We were dropped off at the main bus terminal, just next to the train station. Seeing the apartment wasn’t ready for check in, we walked over to the Jewish Quarter. At first glance, this area is a bit run down, a bit  grotty, a bit messy. Upon a closer look, it was packed with trendy cafes and stylish bars, hidden behind unassuming doors. We went to their market near plac Nowy, a small square with food stalls selling the much-loved local zapiekanka, which is an open-face baguette topped with mushroom, cheese and ketchup. It was a very popular lunch spot with tourists and locals. We chose Endizor coz it had the longest queue; I had a spinach one and he went for chicken with crispy onion. It was tasty, the hot crusty bread was super soft inside, delicious with melted gooey cheese, not dissimilar to pizza. Mine was a bit plain and got quite boring half way through though, he made a better choice.

After checking in, we rested before joining the 4pm freewalking tour. Our tour guide was excellent, very engaging and entertaining with interesting facts about the city. She didn’t spend as time slating Warsaw as the guy in Warsaw did to Krakow. Probably because there were more interesting things to tell us about the old town area. We started at St. Florian’s Gate and learnt the significance of the McDonalds that symbolises the end of Communism for the Polish, made our way to the huge market square to watch the trumpet player perform his hourly duty above St. Mary’s, before taking a break in the university courtyard. Our guide Anya told us great stories of myths and urban legends.

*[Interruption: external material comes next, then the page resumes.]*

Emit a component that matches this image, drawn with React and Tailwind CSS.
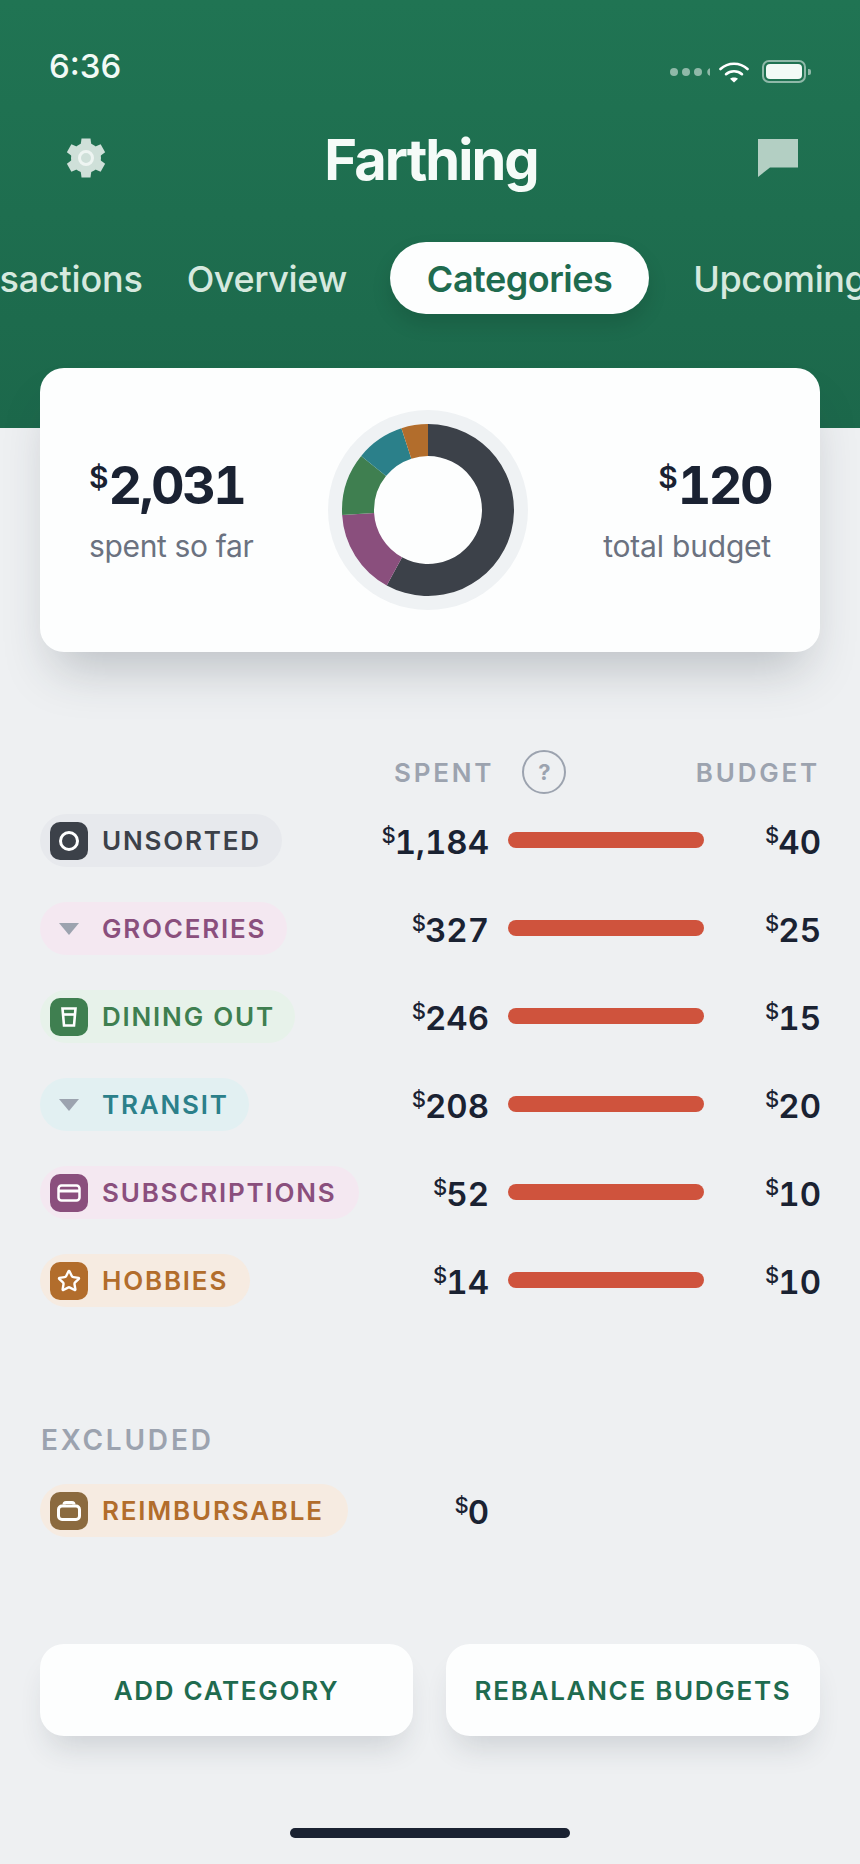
import { Star } from "lucide-react";

const FONT = "font-['Inter','Liberation_Sans',sans-serif]";

const RED_BAR = "bg-[#cf533d]";

function polar(r, deg) {
  const a = ((deg - 90) * Math.PI) / 180;
  return [100 + r * Math.cos(a), 100 + r * Math.sin(a)];
}

function segment(from, to) {
  const [x1, y1] = polar(86, from);
  const [x2, y2] = polar(86, to);
  const [x3, y3] = polar(54, to);
  const [x4, y4] = polar(54, from);
  const large = to - from > 180 ? 1 : 0;
  return `M${x1} ${y1}A86 86 0 ${large} 1 ${x2} ${y2}L${x3} ${y3}A54 54 0 ${large} 0 ${x4} ${y4}Z`;
}

function Donut() {
  const parts = [
    [0, 208.7, "#3c4149"],
    [208.7, 266.7, "#8a4f7d"],
    [266.7, 309, "#3f7f50"],
    [309, 342, "#2b808a"],
    [342, 360, "#b26d2c"],
  ];
  return (
    <svg width="200" height="200" viewBox="0 0 200 200" className="shrink-0">
      <circle cx="100" cy="100" r="100" fill="#eff2f4" />
      <circle cx="100" cy="100" r="86" fill="#fdfefe" />
      {parts.map(([a, b, c]) => (
        <path key={c} d={segment(a, b)} fill={c} />
      ))}
    </svg>
  );
}

function Gear() {
  return (
    <svg width="40" height="40" viewBox="0 0 40 40">
      <g fill="#cfe0d9">
        <circle cx="20" cy="20" r="15" />
        {[0, 60, 120, 180, 240, 300].map((r) => (
          <path key={r} d="M15.5 0.5H24.5L25.5 8H14.5Z" transform={`rotate(${r} 20 20)`} />
        ))}
      </g>
      <circle cx="20" cy="20" r="6.5" fill="#cfe0d9" stroke="#eef5f2" strokeWidth="3" />
    </svg>
  );
}

function Money({ value, big }) {
  if (big) {
    return (
      <div className="flex items-start text-[52px] leading-[60px] font-bold tracking-[-2.5px] tabular-nums text-[#1a2232]">
        <span className="text-[30px] leading-[42px] font-semibold tracking-normal">$</span>
        <span>{value}</span>
      </div>
    );
  }
  return (
    <div className="flex items-start justify-end -mr-[1px] text-[33px] leading-[40px] font-[590] tabular-nums text-[#1a2232]">
      <span className="text-[22px] leading-[26px] font-medium -mr-[1px]">$</span>
      <span>{value}</span>
    </div>
  );
}

function Triangle() {
  return (
    <svg width="38" height="38" viewBox="0 0 38 38">
      <path d="M9 13H29L19 25Z" fill="#9ca3af" />
    </svg>
  );
}

function Tile({ bg, children }) {
  return (
    <div className={`w-[38px] h-[38px] rounded-[10px] flex items-center justify-center shrink-0 ${bg}`}>
      {children}
    </div>
  );
}

function Pill({ pill, text, label, icon }) {
  return (
    <div className={`inline-flex items-center h-[53px] pl-[10px] rounded-full gap-[14px] ${pill}`}>
      {icon}
      <span className={`text-[26px] leading-none font-semibold tracking-[1.8px] whitespace-nowrap ${text}`}>{label}</span>
    </div>
  );
}

const rows = [
  {
    label: "UNSORTED",
    spent: "1,184",
    budget: "40",
    pill: "bg-[#e7e9ed] pr-[21px]",
    text: "text-[#3c4149]",
    icon: (
      <Tile bg="bg-[#3c4149]">
        <svg width="22" height="22" viewBox="0 0 22 22">
          <circle cx="11" cy="11" r="8.5" fill="none" stroke="white" strokeWidth="3" />
        </svg>
      </Tile>
    ),
  },
  { label: "GROCERIES", spent: "327", budget: "25", pill: "bg-[#f4e8f1] pr-[21px]", text: "text-[#8a4f7d]", icon: <Triangle /> },
  {
    label: "DINING OUT",
    spent: "246",
    budget: "15",
    pill: "bg-[#e7f2ea] pr-[20px]",
    text: "text-[#3f7f50]",
    icon: (
      <Tile bg="bg-[#3f7f50]">
        <svg width="16" height="20" viewBox="0 0 16 20" fill="none" stroke="white" strokeWidth="2.6">
          <path d="M1.5 1.5H14.5L13 18.5H3Z" />
          <path d="M2 7.5H14" />
        </svg>
      </Tile>
    ),
  },
  { label: "TRANSIT", spent: "208", budget: "20", pill: "bg-[#e2f0f2] pr-[20px]", text: "text-[#2b808a]", icon: <Triangle /> },
  {
    label: "SUBSCRIPTIONS",
    spent: "52",
    budget: "10",
    pill: "bg-[#f4e8f1] pr-[22px]",
    text: "text-[#8a4f7d]",
    icon: (
      <Tile bg="bg-[#8a4f7d]">
        <svg width="24" height="18" viewBox="0 0 24 18" fill="none" stroke="white" strokeWidth="2.5">
          <rect x="1.5" y="1.5" width="21" height="15" rx="3" />
          <path d="M1.5 7H22.5" strokeWidth="3" />
        </svg>
      </Tile>
    ),
  },
  {
    label: "HOBBIES",
    spent: "14",
    budget: "10",
    pill: "bg-[#f6ebe1] pr-[22px]",
    text: "text-[#b26d2c]",
    icon: (
      <Tile bg="bg-[#b26d2c]">
        <Star size={24} color="white" strokeWidth={2.4} />
      </Tile>
    ),
  },
];

function Row({ row }) {
  return (
    <div className="h-[88px] flex items-start">
      <div className="w-[340px]">
        <Pill {...row} />
      </div>
      <div className="w-[108px] mt-[8px]">
        <Money value={row.spent} />
      </div>
      <div className={`w-[196px] h-[16px] rounded-[8px] ml-[20px] mt-[18px] ${RED_BAR}`} />
      <div className="flex-1 mt-[8px]">
        <Money value={row.budget} />
      </div>
    </div>
  );
}

export default function App() {
  return (
    <div className={`w-[860px] h-[1864px] bg-[#eef0f2] overflow-hidden ${FONT}`}>
      <header className="h-[428px] bg-gradient-to-b from-[#207453] to-[#1c684b] overflow-hidden">
        <div className="h-[110px] pl-[49px] pr-[49px] pt-[48px] flex justify-between items-start">
          <span className="text-[33px] leading-[36px] font-medium text-[#f2faf6]">6:36</span>
          <div className="flex items-center mt-[12px]">
            <svg width="40" height="8" viewBox="0 0 40 8" fill="white" fillOpacity="0.5" className="mr-[9px]">
              <circle cx="4" cy="4" r="4" />
              <circle cx="16" cy="4" r="4" />
              <circle cx="28" cy="4" r="4" />
              <path d="M40 0.2A4 4 0 0 0 40 7.8Z" />
            </svg>
            <svg width="30" height="22" viewBox="0 0 30 22" fill="none" stroke="white" strokeWidth="2.6" strokeLinecap="round" className="mr-[13px]">
              <path d="M1.5 8C9 1 21 1 28.5 8" />
              <path d="M7 13.2C11.5 9.2 18.5 9.2 23 13.2" />
              <path d="M11 17.8L15 21.5L19 17.8C17 16 13 16 11 17.8Z" fill="white" stroke="none" />
            </svg>
            <div className="w-[44px] h-[23px] border-2 border-white/50 rounded-[7px] p-[2px]">
              <div className="w-full h-full bg-[#f2faf6] rounded-[4px]" />
            </div>
            <div className="w-[3px] h-[6px] bg-white/50 rounded-r-[2px] ml-[2px]" />
          </div>
        </div>
        <div className="h-[96px] pl-[66px] pr-[62px] flex items-center justify-between">
          <Gear />
          <span className="text-[56px] leading-none font-bold tracking-[-2px] text-[#f5fbf8] mt-[4px] -ml-[2px]">Farthing</span>
          <svg width="40" height="38" viewBox="0 0 40 38" fill="#b3cfc3">
            <path d="M0 0H40V28.5H12L0 38Z" />
          </svg>
        </div>
        <div className="h-[72px] mt-[36px] flex items-center gap-[43px] -ml-[77px] text-[36px] leading-none font-medium tracking-[-0.4px] text-[#d6e9df] whitespace-nowrap">
          <span className="shrink-0 mt-[2px] mr-[1px] tracking-[-0.2px]">Transactions</span>
          <span className="shrink-0 mt-[2px]">Overview</span>
          <span className="shrink-0 h-[72px] pt-[2px] px-[37px] flex items-center rounded-full bg-[#fdfefe] text-[#1f6b4f] font-semibold tracking-[-0.5px] shadow-[0_10px_20px_rgba(0,0,0,0.12)]">
            Categories
          </span>
          <span className="shrink-0 mt-[2px] ml-[1px]">Upcoming</span>
        </div>
      </header>

      <main className="px-[40px]">
        <section className="-mt-[60px] h-[284px] bg-[#fdfefe] rounded-[24px] pl-[49px] pr-[49px] flex items-center justify-between relative shadow-[0_30px_50px_-15px_rgba(40,50,60,0.26)]">
          <div className="w-[196px]">
            <Money big value="2,031" />
            <div className="text-[30px] leading-[36px] tracking-[-0.35px] text-[#6b7280] mt-[12px] whitespace-nowrap">spent so far</div>
          </div>
          <Donut />
          <div className="w-[200px] flex flex-col items-end">
            <Money big value="120" />
            <div className="text-[30px] leading-[36px] tracking-[-0.2px] text-[#6b7280] mt-[12px]">total budget</div>
          </div>
        </section>

        <div className="mt-[98px] h-[44px] flex items-center text-[26px] font-semibold tracking-[2.8px] text-[#9ca3af]">
          <span className="ml-[354px]">SPENT</span>
          <span className="ml-[28px] w-[44px] h-[44px] rounded-full border-2 border-[#9ca3af] flex items-center justify-center text-[22px] font-bold tracking-normal">?</span>
          <span className="ml-auto">BUDGET</span>
        </div>

        <div className="mt-[20px]">
          {rows.map((row) => (
            <Row key={row.label} row={row} />
          ))}
        </div>

        <div className="mt-[82px] pl-[1px] text-[28px] leading-[32px] font-semibold tracking-[2.8px] text-[#9ca3af]">EXCLUDED</div>

        <div className="mt-[28px] flex items-start">
          <div className="w-[340px]">
            <Pill
              label="REIMBURSABLE"
              pill="bg-[#f6ebe1] pr-[24px]"
              text="text-[#b26d2c]"
              icon={
                <Tile bg="bg-[#8b6a3f]">
                  <svg width="26" height="22" viewBox="0 0 26 22" fill="none" stroke="white" strokeWidth="3">
                    <rect x="2.5" y="6" width="21" height="13.5" rx="3.5" />
                    <path d="M8 4.5C8 3 9 2.5 10 2.5H16C17 2.5 18 3 18 4.5" />
                  </svg>
                </Tile>
              }
            />
          </div>
          <div className="w-[108px] mt-[8px]">
            <Money value="0" />
          </div>
        </div>

        <div className="mt-[107px] flex gap-[33px]">
          <button className="w-[373px] h-[92px] rounded-[24px] bg-[#fdfefe] text-[26px] font-semibold tracking-[1.7px] text-[#1f6b4f] whitespace-nowrap shadow-[0_20px_30px_-10px_rgba(40,50,60,0.16)]">
            ADD CATEGORY
          </button>
          <button className="w-[374px] h-[92px] rounded-[24px] bg-[#fdfefe] text-[26px] font-semibold tracking-[1.7px] text-[#1f6b4f] whitespace-nowrap shadow-[0_20px_30px_-10px_rgba(40,50,60,0.16)]">
            REBALANCE BUDGETS
          </button>
        </div>

        <div className="mt-[92px] mx-auto w-[280px] h-[10px] rounded-full bg-[#1a2232]" />
      </main>
    </div>
  );
}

Then we ventured south to where the Pope stayed during his visit, followed by the Wawel Royal Castle and Cathedral, where we finished the tour and watched sunset.

 For dinner we went on a little quest to find the Skwer Judah food truck park. Andrus serving maczanka (pulled pork sandwich) was stunning, Pan Kumpir was less exciting with their jacket potatoes, but satisfying nonetheless. For dessert, we had a Chimney Cake stuffed with orea ice cream, topped with whipped cream to push our calorie count way over the edge – it was amazing. 


The street food culture in Krakow was awesome. There was a Singer Bar near the market that had a Singer sewing machine and candle on every table. It was quite a cool little bar with locals dancing away… until my hair was caught by the candle…eek.

The following day we went to Auschwitz Concentration Camp museum. There were multiple buses that go to Oswiecim every hour; we took the big Lajkonik bus (14zl, 90mins). Entrance is only free before 10am or after 3pm, when visitors could enter and visit the Auschwitz site without a tour guide. After 10am, visitors must join a tour group (45zl). We got there around 9:30am and enjoyed browsing at our own pace.

The Auschwitz site looked so ordinary at first. It wasn’t until we crossed the barbed fence and started entering the buildings before its sombreness struck me. I honestly struggled with the experience. It was mostly psychological, but the smell inside the buildings, the mountain of hair, the pile of shoes and the thousands of photos that lined the walls – I felt sick.

There was a free shuttlebus that transported visitors to Birkenau camp, which was much bigger than Auschwitz. We walked along the railway tracks that brought in prisoners, endless rows of barracks, gas chambers and ponds where the ashes were dumped.

We returned to Krakow by the same bus, and had a late lunch at Charlotte’s, a French bakery-café. Meh. He decided he wanted to see the Schindler’s Factory and Mocak art museum. It closes at 7pm so we had about 90mins to do both. *The factory does not exist anymore – it’s only a museum called Schindler’s Factory nowadays* It was yet another war-related museum, as if the visit to the concentration camp wasn’t traumatic enough… I was WWII-ed out.

After a couple of drinks and nibbles, we looked for the hot dog truck that setup shop on the roadside with an open fire after 8pm. There was a short queue of leather-clad bikers, waiting for their crispy skin sausage… like a secret foodie cult… Apparently the owners have been grilling dogs at the same spot for 17 years.



On the final day we decided to get away from war-related sights and headed to Wieliczka Salt Mine. We started the day with breakfast at the cool Jajownia for some scrambled eggs.

It was a short 30min bus ride on local bus, just opposite the Galleria shopping mall. This was by far the most expensive attraction with a steep 89zl entrance fee that comes with a mandatory guide. The tour started with a 378 steps descend to 64m below ground and was lead through a series of ridiculous sculptures. It was really quite disappointing until we reached the cathedral – which was the largest underground church in the world.


After the 90-min tour, we were given the option to see the museum underground with another guide, or head out. We went around the various facilities of the salt mine, including a 4D cinema and a dining hall, before joining a 5-people tour of the museum. So glad we did, this was so much better than the first one. 

We couldn’t grasp the size and scale of the mine until we saw this diagram, the red showing the few kilometres that our tours covered. Oh, it was really quite cold down under, around 16 degrees when it was 28 above, make sure you bring a coat.


After grabbing a hearty kebab, we made our way back to Krakow. We had some time to spare so we quickly checked out the modern Galleria shopping mall, before jumping on the train to the airport (8zl, 20mins).

Despite the heaviness of the war exhibitions, the two Polish cities were pack with fun and variety of things to do. There was a good mix of old and new, and food was astonishingly delicious - there’s way more on offer than the traditional pierogi and  potato cakes. I’d love to come back some day to see smaller scenic cities and appreciate modern Poland.


How I’d missed Europe. So happy to be coming home with you.